Chicago Med's Archer Vs. Lenox Conflict Reaches Breaking Point: 'Things Occur That Will Shock The ChiHards,' Steven Weber Teases

The tension between Dr. Dean Archer and Dr. Caitlin Lenox hits an all-time high during this Wednesday's Chicago Med (NBC, 8/7c).

The co-heads of the Emergency Department got off on the wrong foot from the moment Sarah Ramos' character entered the hospital in the Season 10 premiere. But their disagreement in last week's episode about how to treat a patient, who ultimately died, appears to be the final straw for the docs, who can't seem to get on the same page despite both coming from military backgrounds.

As the conflict between Archer and Lenox escalates and the show heads into its fall finale (airing Nov. 20), "the audience is going to be taken for a real ride. Certainly, things occur that will — and I'm not being hyperbolic here — shock the ChiHards," star Steven Weber, who plays Archer, tells TVLine. "Our new writers have taken the show and kind of given it a jab in the heart... It gets really intense."

In the promo for this week's installment, Goodwin declares that Archer and Lenox can no longer co-exist in the ED, implying that the solution might be to let one of the doctors go. So how worried is Archer for his job?

"He certainly was more worried than I was, although I was a little worried when I read this. I thought, 'Oh, no, here it comes. I'm leaving,'" Weber says. "He is worried. He's very confident of his abilities. He's confident of his record at Gaffney, but he is kind of a messed-up guy. He's very territorial, and Lenox is extremely, he finds, aggressive, and she does not suffer his kind of toxicity, and that's threatening to him. I mean, he's a man. So it kind of rattles him a bit. It's hard. So he is nervous about it."

Perhaps Archer can get some advice on how to handle the Lenox situation from his friend/colleague Dr. Hannah Asher?

"I wish that was the case, but she's busy with her stuff," Weber shares. "She's found herself in kind of a tangle, as well, and without giving anything away, she also finds herself in a very personal situation that has taken her away from me, more or less.
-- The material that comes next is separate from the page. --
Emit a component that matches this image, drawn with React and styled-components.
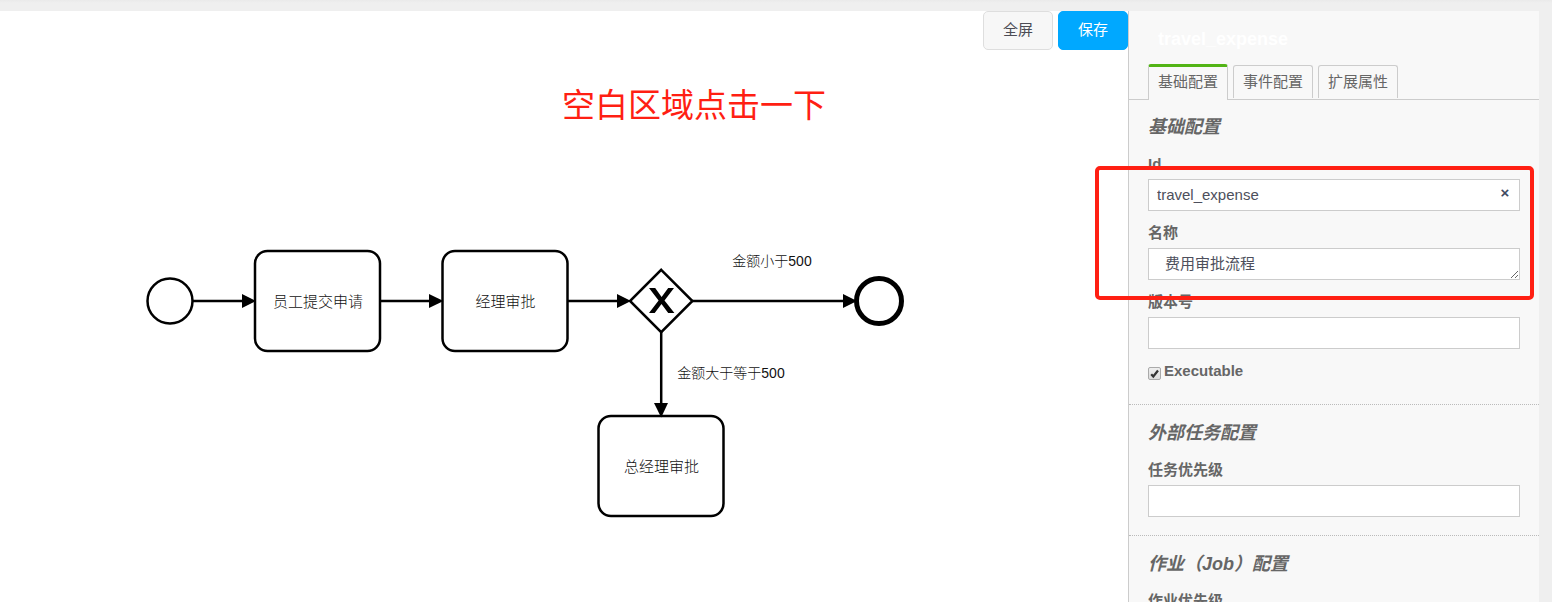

Everybody's kind of got their stuff to deal with this season, almost more than ever."

Despite that, Weber assures us that Archer and Asher "absolutely do interact and cross paths" as they deal with their individual crises.

"I think she is one of my main allies. So she believes in me. But she's absolutely distracted by her own issues," Weber adds.

The introduction of Dr. Lenox as a foil for Archer has given Weber plenty of conflict to play this season and brought back his character's more prickly side from his early days on the medical drama.

"I think one of the intentions of the writers was to reactivate his fractured persona to a point where he overcomes the kind of soft, likeable Archer that we've come to know and, not quite love, but at least tolerate," Weber says. "One of the things that is very noticeable is that Sarah's character of Lenox, her introduction was very similar to Dean's. I was, initially, not very well liked. I was operating, going rogue and doing really antisocial things, and he was not likeable at all."

But as Archer began to settle in at Gaffney and develop relationships with his coworkers, his rough edges started to soften.

"Over time, through this kind of exposure to other people who care, the more vulnerable he became, he was able to kind of calm that stuff down. So I think it's brilliant that they brought [Lenox] in and reenergized Archer," Weber shares, adding that Lenox is "a strong, complicated doctor who we'll find out has a very interesting past herself, and that will bring some sort of understanding and another layer in how people perceive Lenox in this environment."